Pages as source code:
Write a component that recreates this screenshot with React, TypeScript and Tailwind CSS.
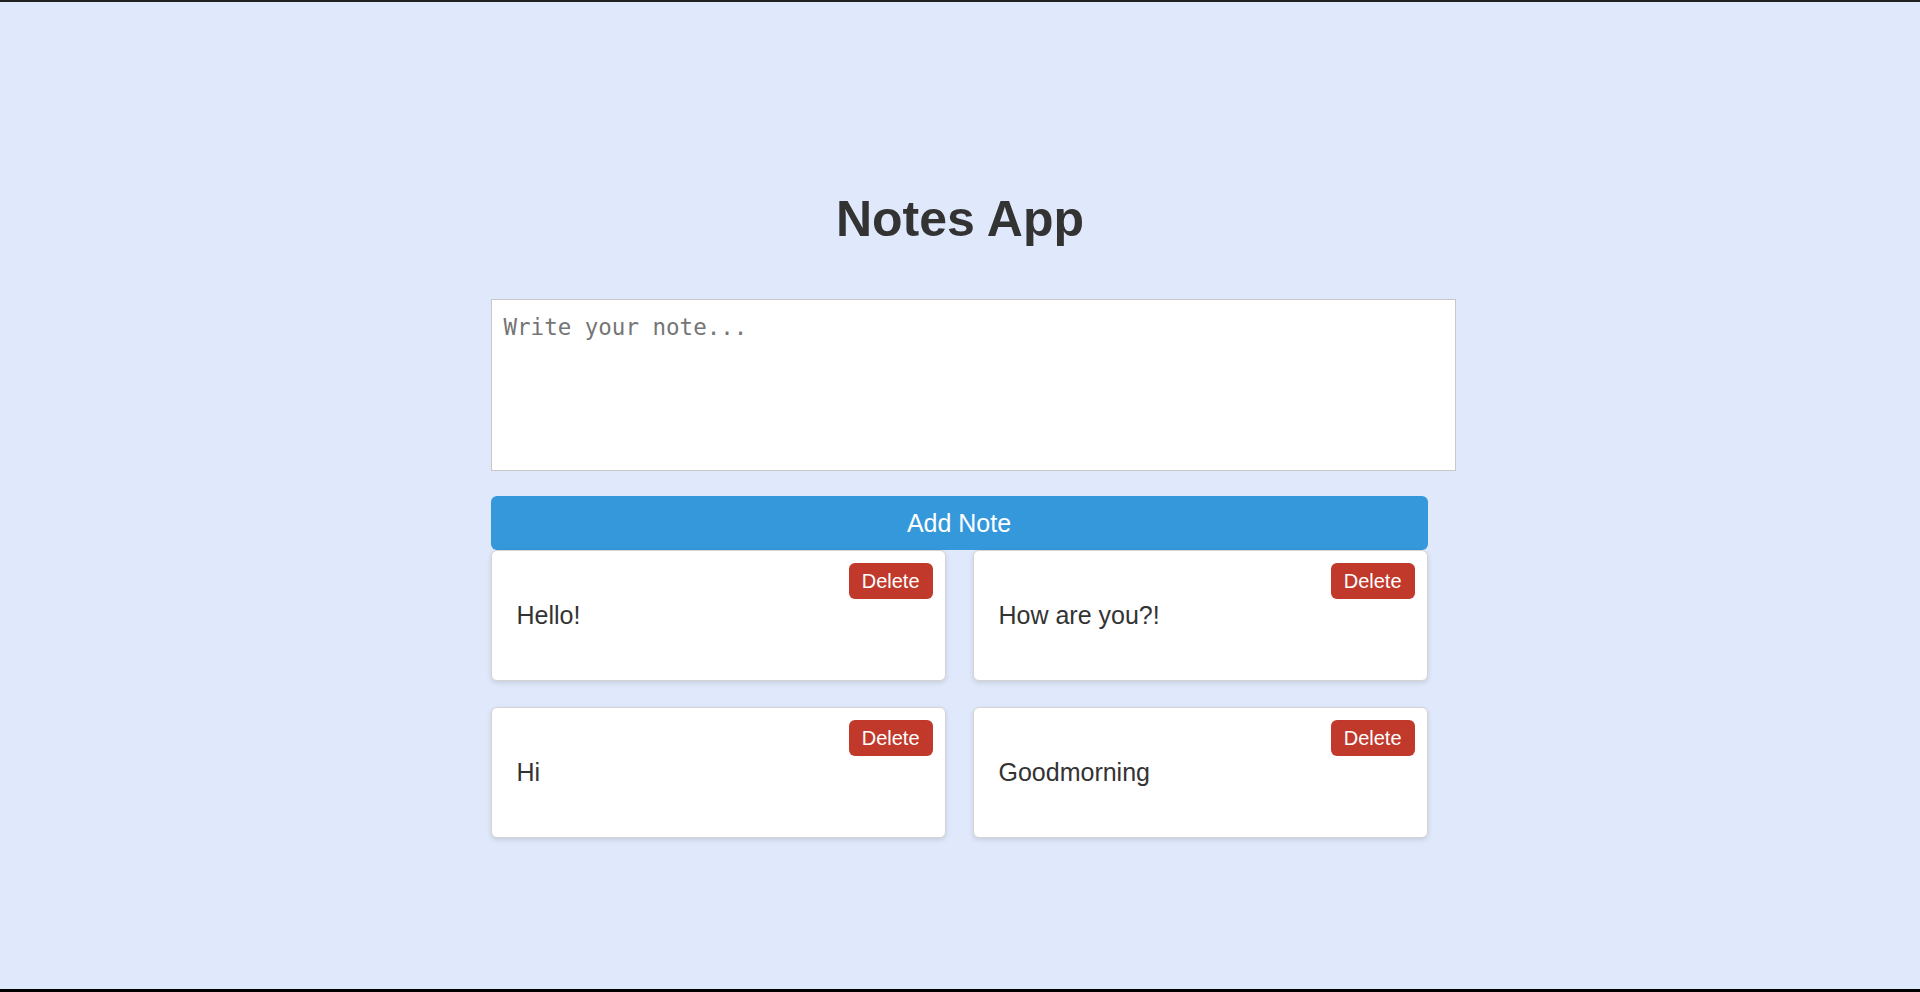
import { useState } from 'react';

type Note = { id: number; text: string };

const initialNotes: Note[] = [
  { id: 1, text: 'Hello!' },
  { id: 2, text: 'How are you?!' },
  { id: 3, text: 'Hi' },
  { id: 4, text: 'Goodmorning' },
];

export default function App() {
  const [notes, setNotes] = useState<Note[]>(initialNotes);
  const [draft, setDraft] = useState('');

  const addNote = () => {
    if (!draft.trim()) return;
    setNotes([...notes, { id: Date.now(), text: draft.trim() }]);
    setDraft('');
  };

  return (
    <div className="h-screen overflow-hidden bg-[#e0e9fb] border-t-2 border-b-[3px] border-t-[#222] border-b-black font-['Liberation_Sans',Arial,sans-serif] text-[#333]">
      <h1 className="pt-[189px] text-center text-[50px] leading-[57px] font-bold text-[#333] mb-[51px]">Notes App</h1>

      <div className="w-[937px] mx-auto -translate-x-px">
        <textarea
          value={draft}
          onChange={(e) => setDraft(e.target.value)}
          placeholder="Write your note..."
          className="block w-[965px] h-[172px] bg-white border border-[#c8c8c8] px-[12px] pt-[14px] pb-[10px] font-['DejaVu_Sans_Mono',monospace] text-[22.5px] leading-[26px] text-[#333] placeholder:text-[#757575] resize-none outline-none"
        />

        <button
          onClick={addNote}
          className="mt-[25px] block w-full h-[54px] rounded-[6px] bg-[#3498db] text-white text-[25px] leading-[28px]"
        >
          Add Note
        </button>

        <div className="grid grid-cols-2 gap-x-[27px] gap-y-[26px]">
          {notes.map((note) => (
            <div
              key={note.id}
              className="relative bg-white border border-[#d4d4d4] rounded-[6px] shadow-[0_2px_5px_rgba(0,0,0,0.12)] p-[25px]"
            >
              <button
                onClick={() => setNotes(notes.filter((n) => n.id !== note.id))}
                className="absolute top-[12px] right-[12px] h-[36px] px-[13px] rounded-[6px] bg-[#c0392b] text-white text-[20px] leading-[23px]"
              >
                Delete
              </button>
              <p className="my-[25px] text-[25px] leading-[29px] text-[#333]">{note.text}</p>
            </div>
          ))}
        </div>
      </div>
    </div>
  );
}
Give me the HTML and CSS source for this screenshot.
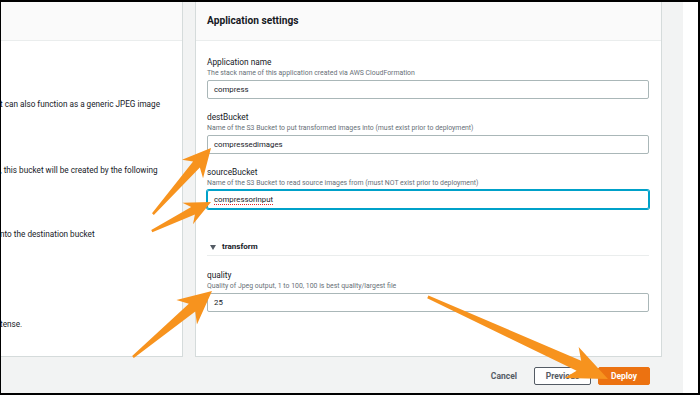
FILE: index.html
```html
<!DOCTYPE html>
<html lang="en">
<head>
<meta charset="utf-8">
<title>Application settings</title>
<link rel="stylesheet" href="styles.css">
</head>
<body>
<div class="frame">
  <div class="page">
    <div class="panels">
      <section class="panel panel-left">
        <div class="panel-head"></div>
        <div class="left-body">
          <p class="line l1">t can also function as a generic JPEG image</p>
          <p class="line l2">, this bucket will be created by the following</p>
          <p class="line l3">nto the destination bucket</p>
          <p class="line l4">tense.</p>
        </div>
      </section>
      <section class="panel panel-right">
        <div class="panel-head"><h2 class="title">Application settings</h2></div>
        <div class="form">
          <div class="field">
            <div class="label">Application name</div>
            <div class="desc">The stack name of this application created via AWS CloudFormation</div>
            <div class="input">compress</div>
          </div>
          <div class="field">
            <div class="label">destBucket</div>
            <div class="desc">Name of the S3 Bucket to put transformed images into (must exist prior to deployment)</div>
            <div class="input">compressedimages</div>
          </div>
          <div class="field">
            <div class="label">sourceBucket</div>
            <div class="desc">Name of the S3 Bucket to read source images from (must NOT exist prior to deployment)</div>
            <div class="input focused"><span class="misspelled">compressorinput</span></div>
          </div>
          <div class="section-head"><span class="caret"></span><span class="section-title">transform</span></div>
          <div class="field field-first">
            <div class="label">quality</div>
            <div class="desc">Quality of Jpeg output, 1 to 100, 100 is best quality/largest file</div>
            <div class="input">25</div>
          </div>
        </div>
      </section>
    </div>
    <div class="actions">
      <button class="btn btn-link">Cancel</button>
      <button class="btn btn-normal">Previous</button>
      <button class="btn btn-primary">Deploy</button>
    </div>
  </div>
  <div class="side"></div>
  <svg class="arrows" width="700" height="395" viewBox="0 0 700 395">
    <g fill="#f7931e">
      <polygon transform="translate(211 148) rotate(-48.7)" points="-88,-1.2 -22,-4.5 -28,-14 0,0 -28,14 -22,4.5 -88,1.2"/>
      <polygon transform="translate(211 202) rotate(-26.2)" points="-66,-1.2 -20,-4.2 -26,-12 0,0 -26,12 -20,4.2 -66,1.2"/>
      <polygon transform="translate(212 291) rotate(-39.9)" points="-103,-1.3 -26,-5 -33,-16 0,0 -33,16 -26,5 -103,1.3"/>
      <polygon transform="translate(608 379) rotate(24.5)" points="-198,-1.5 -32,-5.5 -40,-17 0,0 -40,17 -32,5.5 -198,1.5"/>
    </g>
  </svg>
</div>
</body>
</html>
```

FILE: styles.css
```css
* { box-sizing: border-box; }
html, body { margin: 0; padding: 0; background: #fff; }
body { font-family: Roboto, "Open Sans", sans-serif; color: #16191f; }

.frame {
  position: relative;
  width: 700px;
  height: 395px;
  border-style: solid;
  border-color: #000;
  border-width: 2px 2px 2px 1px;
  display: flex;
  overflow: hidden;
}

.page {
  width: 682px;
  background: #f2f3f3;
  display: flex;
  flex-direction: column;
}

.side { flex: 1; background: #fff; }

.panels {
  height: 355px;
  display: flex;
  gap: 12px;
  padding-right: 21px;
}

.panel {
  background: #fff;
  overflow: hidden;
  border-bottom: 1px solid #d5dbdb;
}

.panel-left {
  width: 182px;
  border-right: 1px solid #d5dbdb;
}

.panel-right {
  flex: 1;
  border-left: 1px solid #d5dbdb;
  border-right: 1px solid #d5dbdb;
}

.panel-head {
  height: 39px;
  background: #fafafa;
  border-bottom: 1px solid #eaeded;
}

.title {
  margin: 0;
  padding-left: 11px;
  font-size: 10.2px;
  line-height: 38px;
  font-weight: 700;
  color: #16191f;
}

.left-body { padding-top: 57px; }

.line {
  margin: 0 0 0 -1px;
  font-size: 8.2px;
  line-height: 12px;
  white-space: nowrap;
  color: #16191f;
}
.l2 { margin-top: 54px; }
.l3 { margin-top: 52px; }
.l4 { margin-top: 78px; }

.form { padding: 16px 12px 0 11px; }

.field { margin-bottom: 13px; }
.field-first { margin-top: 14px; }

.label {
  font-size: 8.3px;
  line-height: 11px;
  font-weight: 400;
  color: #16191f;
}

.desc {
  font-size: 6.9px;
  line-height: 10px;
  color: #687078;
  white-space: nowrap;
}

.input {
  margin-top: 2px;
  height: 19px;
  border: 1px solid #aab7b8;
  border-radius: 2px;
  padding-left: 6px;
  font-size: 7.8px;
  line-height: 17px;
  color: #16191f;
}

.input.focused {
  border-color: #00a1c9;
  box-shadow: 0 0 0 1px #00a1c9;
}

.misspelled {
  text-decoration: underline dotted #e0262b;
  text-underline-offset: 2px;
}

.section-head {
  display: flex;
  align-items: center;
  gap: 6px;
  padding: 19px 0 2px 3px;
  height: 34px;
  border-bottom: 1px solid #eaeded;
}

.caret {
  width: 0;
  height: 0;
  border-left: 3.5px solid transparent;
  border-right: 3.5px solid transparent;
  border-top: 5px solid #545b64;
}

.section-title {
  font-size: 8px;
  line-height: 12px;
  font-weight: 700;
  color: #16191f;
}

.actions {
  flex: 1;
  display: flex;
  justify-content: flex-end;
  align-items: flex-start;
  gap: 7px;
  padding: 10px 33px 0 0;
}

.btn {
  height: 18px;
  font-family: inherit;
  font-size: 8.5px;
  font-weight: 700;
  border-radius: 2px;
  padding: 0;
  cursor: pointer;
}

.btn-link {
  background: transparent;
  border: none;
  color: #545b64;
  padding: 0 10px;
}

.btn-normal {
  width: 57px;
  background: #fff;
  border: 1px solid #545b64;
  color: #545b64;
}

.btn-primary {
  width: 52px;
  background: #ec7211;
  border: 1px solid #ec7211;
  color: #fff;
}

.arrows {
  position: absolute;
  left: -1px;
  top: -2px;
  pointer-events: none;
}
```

§ **THE TASK**
Note each line of the entries that has "Write" in it, and copy those lines.

§ **RESULT OF THE TASK**
Write a component that recreates this screenshot with React, TypeScript and Tailwind CSS.
          placeholder="Write your note..."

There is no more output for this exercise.